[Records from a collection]
--- START ---

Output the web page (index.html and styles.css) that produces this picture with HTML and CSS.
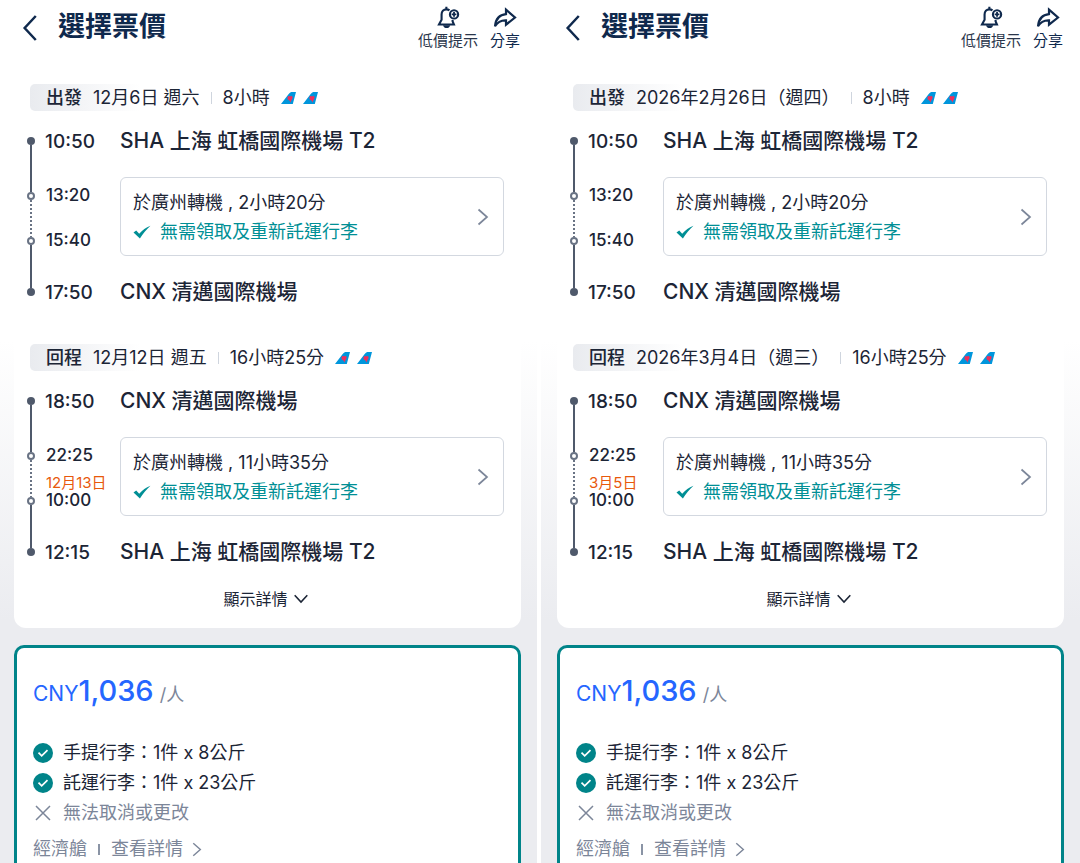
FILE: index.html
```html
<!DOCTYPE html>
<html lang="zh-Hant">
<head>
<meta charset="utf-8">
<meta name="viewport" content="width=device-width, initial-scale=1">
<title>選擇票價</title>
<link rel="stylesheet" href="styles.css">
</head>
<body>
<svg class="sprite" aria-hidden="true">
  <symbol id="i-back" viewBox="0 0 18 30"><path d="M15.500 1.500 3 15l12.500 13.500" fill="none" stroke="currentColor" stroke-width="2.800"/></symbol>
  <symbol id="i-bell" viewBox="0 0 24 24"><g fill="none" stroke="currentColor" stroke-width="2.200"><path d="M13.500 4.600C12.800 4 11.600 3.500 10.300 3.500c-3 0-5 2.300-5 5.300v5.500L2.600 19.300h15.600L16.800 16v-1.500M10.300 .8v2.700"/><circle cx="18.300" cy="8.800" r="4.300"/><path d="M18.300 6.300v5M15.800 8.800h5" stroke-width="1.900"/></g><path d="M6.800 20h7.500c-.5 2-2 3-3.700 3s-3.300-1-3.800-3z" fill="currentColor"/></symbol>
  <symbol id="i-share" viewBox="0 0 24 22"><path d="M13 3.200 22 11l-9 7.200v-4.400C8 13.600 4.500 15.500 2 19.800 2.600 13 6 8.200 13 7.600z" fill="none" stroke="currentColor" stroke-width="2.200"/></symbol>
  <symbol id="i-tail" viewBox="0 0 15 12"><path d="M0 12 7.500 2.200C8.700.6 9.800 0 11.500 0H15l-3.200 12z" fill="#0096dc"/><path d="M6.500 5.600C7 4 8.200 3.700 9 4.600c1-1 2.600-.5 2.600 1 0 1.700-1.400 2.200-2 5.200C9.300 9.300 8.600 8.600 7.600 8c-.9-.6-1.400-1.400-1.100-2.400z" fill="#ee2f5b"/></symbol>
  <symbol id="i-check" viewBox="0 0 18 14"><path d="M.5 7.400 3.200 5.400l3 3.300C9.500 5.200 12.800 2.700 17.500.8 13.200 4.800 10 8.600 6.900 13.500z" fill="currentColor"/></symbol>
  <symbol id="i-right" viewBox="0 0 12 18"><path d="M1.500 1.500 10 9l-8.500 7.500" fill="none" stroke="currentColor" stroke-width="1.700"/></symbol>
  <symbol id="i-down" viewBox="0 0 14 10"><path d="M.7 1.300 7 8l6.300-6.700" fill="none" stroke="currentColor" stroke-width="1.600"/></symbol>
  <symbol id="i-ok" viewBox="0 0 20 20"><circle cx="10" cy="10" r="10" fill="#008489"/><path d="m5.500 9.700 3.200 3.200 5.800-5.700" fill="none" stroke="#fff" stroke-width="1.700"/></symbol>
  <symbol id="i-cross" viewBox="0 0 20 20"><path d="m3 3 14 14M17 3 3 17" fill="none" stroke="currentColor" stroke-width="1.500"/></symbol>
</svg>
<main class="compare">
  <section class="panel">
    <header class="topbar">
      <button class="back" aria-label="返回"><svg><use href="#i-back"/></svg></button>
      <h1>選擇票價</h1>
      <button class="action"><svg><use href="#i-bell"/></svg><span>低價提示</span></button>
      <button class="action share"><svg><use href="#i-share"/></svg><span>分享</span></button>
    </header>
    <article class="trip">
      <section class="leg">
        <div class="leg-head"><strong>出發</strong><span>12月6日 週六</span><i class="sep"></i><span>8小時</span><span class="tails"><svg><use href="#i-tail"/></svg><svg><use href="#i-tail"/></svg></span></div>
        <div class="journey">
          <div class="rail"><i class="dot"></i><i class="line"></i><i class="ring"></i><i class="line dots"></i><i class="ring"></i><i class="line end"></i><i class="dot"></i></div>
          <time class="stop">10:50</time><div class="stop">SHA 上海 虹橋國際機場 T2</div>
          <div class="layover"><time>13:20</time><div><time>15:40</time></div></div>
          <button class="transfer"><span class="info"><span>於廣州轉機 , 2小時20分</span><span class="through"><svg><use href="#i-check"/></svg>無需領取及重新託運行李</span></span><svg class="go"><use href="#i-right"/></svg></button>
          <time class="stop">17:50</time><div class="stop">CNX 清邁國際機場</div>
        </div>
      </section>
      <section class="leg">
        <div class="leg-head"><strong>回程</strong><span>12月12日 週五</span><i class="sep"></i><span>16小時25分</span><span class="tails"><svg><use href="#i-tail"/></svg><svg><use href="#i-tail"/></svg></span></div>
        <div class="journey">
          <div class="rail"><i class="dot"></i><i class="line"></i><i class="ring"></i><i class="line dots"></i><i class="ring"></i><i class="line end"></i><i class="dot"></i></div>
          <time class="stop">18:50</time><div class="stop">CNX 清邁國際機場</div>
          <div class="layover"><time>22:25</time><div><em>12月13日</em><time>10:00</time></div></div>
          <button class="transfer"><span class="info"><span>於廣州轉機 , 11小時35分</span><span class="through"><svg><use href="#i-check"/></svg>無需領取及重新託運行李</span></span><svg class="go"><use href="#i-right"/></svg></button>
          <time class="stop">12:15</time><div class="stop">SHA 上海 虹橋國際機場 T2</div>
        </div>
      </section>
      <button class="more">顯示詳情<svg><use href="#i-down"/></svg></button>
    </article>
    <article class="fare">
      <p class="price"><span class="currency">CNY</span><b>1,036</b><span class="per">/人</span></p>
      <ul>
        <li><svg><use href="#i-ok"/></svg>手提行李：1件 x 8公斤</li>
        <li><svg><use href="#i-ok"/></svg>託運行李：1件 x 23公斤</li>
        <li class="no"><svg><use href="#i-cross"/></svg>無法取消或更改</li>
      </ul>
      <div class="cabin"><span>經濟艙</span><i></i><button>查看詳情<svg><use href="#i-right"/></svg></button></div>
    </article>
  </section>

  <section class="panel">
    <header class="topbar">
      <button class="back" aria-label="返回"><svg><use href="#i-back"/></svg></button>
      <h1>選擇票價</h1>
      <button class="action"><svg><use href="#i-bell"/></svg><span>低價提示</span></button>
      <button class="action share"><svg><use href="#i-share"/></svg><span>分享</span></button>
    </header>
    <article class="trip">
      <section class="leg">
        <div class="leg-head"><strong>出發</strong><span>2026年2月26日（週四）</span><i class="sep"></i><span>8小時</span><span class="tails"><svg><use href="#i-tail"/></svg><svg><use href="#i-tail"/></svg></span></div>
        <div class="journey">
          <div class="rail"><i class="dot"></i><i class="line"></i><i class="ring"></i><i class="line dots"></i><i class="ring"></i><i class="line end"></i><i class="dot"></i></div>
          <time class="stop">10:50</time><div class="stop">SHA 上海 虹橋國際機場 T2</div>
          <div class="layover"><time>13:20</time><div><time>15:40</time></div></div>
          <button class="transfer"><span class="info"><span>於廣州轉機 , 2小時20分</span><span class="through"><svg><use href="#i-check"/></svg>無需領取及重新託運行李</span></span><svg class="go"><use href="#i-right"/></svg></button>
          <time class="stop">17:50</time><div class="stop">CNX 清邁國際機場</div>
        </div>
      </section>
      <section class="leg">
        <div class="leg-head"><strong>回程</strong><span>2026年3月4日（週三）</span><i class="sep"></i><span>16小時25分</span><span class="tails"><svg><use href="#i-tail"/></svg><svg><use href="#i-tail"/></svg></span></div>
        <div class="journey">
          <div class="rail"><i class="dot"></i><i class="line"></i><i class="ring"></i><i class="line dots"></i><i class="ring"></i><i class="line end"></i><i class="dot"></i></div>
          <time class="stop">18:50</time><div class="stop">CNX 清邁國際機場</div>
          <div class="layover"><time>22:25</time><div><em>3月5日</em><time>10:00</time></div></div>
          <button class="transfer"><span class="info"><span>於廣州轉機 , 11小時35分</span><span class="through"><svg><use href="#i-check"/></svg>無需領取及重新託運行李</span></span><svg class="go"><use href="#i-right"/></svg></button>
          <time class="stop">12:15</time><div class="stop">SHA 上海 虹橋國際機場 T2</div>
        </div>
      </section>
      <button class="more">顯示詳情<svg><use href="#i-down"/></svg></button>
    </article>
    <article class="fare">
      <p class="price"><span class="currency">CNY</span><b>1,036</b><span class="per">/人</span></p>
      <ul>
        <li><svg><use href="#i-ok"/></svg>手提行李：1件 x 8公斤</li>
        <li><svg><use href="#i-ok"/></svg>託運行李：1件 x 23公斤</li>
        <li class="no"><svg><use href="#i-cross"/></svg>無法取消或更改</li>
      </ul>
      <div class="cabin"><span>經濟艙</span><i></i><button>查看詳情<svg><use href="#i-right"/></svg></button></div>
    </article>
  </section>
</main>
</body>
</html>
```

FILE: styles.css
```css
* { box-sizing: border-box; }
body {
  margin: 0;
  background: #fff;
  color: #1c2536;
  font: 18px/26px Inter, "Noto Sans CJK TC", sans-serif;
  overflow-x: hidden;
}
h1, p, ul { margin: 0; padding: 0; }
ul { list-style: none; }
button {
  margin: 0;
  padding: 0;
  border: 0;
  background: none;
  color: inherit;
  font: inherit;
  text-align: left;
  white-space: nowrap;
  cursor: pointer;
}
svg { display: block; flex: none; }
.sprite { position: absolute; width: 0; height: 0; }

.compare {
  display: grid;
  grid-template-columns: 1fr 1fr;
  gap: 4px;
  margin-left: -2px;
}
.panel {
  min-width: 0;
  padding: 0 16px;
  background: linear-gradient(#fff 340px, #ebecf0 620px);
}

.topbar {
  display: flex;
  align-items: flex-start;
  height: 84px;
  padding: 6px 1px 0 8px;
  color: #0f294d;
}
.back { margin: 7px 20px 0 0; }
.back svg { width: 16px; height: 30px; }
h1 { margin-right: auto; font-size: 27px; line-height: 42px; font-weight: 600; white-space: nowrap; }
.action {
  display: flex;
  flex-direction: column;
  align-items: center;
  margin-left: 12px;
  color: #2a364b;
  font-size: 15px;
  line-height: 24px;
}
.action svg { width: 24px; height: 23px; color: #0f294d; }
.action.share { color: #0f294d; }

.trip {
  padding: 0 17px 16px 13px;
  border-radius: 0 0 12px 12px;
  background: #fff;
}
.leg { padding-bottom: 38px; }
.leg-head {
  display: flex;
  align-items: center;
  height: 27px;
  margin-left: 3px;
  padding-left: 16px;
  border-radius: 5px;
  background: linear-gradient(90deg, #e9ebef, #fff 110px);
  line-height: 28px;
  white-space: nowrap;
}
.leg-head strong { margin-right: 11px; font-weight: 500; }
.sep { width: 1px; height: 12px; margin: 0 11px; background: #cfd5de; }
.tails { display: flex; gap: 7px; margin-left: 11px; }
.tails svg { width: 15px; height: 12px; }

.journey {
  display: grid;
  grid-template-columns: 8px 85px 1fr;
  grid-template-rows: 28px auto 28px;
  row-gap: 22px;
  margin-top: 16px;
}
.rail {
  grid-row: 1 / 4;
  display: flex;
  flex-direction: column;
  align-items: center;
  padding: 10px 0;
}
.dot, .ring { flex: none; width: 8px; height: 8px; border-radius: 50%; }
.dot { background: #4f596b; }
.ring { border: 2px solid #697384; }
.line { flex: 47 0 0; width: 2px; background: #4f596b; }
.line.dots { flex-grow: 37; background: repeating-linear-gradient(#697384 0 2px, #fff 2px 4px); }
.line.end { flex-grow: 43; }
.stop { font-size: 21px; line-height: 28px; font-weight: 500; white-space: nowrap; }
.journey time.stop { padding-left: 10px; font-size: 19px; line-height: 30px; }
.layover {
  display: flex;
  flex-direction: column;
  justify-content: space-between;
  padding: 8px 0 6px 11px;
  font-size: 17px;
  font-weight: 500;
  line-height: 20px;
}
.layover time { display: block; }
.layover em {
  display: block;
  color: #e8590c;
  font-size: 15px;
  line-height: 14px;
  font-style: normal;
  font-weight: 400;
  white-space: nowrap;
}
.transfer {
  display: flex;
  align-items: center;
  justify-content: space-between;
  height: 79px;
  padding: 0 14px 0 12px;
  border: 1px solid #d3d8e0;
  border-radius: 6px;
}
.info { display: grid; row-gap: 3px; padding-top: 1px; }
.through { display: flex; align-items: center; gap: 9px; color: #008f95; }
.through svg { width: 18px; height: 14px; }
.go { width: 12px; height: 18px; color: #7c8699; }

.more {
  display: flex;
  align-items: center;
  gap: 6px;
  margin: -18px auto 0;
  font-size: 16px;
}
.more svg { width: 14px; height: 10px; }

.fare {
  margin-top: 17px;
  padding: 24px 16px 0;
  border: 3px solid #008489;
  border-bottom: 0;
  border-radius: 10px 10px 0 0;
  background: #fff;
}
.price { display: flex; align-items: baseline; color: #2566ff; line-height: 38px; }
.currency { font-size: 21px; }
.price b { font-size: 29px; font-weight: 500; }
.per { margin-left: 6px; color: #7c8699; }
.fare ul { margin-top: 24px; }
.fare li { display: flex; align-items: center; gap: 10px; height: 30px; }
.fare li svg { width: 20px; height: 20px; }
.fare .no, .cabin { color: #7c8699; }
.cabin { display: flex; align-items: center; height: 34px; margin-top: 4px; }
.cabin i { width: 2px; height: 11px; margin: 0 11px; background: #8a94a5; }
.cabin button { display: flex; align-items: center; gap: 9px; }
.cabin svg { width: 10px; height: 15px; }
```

--- END ---
--- START ---

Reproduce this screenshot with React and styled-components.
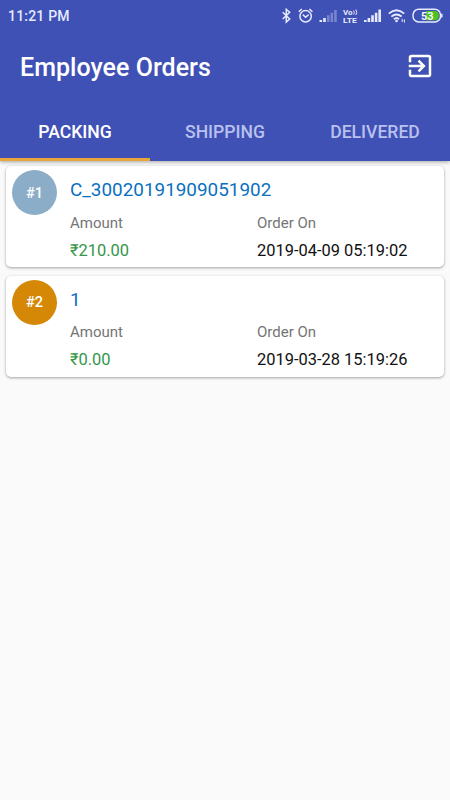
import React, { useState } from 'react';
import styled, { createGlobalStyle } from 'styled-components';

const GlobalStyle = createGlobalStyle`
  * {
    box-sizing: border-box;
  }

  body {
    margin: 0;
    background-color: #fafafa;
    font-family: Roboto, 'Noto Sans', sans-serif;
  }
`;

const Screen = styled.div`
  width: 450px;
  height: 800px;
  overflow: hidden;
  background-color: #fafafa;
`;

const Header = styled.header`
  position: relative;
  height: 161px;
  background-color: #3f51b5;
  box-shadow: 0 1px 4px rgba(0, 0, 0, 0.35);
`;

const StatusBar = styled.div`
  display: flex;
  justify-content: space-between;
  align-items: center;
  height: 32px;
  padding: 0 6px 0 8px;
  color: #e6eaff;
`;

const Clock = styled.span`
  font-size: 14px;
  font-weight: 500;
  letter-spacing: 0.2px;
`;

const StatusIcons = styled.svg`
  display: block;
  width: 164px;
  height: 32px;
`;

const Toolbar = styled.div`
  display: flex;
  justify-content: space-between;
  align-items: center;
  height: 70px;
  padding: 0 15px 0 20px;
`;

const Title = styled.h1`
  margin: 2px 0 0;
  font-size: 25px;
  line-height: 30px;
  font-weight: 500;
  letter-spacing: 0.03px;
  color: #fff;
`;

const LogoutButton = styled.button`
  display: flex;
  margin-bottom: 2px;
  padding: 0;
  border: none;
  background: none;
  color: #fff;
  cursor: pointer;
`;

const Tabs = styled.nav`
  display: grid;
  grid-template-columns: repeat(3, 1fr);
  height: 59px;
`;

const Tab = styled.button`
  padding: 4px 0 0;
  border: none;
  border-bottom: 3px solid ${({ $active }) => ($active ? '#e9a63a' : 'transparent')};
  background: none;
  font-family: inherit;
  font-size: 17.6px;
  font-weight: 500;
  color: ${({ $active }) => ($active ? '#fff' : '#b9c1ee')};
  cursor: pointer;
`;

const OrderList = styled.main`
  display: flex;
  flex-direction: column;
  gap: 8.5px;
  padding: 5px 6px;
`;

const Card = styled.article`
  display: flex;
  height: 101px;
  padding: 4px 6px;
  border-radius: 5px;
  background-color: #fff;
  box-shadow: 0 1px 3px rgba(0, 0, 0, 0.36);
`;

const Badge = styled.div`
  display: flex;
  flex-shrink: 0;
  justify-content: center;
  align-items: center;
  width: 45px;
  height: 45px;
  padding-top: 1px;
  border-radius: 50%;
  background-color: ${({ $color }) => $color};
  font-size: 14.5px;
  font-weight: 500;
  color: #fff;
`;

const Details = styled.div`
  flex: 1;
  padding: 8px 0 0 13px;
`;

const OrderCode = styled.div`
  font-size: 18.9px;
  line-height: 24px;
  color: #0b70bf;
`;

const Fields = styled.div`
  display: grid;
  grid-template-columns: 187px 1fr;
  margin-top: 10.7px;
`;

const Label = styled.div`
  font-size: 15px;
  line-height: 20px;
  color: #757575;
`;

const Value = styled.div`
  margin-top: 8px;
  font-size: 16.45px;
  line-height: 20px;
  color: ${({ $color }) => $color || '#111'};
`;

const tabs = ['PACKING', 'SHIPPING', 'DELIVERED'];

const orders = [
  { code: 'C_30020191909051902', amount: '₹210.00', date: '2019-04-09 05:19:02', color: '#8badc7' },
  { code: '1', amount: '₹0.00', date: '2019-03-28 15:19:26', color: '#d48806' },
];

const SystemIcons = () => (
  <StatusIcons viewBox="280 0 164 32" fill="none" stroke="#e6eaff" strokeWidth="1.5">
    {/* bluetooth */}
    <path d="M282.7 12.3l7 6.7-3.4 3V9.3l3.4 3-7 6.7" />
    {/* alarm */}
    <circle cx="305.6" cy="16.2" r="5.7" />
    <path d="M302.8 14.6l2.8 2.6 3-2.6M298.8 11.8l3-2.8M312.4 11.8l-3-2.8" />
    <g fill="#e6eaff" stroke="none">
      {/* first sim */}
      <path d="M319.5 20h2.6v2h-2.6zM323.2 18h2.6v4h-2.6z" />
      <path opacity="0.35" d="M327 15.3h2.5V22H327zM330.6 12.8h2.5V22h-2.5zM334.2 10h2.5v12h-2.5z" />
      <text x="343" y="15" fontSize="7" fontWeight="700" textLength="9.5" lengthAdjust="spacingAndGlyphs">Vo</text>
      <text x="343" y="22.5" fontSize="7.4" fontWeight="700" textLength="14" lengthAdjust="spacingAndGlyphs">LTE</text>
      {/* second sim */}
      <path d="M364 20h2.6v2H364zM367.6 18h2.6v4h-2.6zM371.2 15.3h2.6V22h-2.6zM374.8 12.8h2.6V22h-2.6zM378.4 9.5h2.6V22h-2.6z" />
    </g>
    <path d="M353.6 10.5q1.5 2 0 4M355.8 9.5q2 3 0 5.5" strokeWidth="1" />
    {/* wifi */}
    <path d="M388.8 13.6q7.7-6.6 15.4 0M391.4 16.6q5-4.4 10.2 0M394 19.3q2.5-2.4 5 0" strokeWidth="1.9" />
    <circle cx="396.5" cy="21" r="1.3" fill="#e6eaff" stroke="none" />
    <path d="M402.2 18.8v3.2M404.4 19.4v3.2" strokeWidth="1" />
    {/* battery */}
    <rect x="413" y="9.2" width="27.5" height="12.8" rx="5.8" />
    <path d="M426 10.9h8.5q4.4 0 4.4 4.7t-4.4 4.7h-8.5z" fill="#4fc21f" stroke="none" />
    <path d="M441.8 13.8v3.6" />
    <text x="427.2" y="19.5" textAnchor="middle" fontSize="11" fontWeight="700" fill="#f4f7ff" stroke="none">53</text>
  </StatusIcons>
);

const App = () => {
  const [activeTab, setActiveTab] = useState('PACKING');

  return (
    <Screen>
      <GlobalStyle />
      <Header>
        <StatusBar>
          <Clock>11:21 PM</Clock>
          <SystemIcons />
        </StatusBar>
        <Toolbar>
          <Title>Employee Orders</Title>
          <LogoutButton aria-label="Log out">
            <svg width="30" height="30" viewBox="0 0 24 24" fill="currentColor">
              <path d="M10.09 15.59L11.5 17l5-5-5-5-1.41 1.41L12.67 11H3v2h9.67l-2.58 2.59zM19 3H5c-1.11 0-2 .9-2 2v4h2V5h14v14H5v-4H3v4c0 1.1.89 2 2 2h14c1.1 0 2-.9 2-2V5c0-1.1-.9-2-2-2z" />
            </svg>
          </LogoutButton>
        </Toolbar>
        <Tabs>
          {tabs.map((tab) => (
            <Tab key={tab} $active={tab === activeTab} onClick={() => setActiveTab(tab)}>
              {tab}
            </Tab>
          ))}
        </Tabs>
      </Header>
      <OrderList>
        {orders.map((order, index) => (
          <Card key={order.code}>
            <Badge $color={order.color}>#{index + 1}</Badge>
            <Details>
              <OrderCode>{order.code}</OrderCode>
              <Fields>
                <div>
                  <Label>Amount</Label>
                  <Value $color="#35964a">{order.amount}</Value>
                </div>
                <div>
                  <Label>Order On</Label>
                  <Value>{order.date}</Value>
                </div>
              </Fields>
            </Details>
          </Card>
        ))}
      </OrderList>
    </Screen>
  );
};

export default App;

--- END ---

From the data, collect all lines where the string "with" appears.

Output the web page (index.html and styles.css) that produces this picture with HTML and CSS.
Reproduce this screenshot with React and styled-components.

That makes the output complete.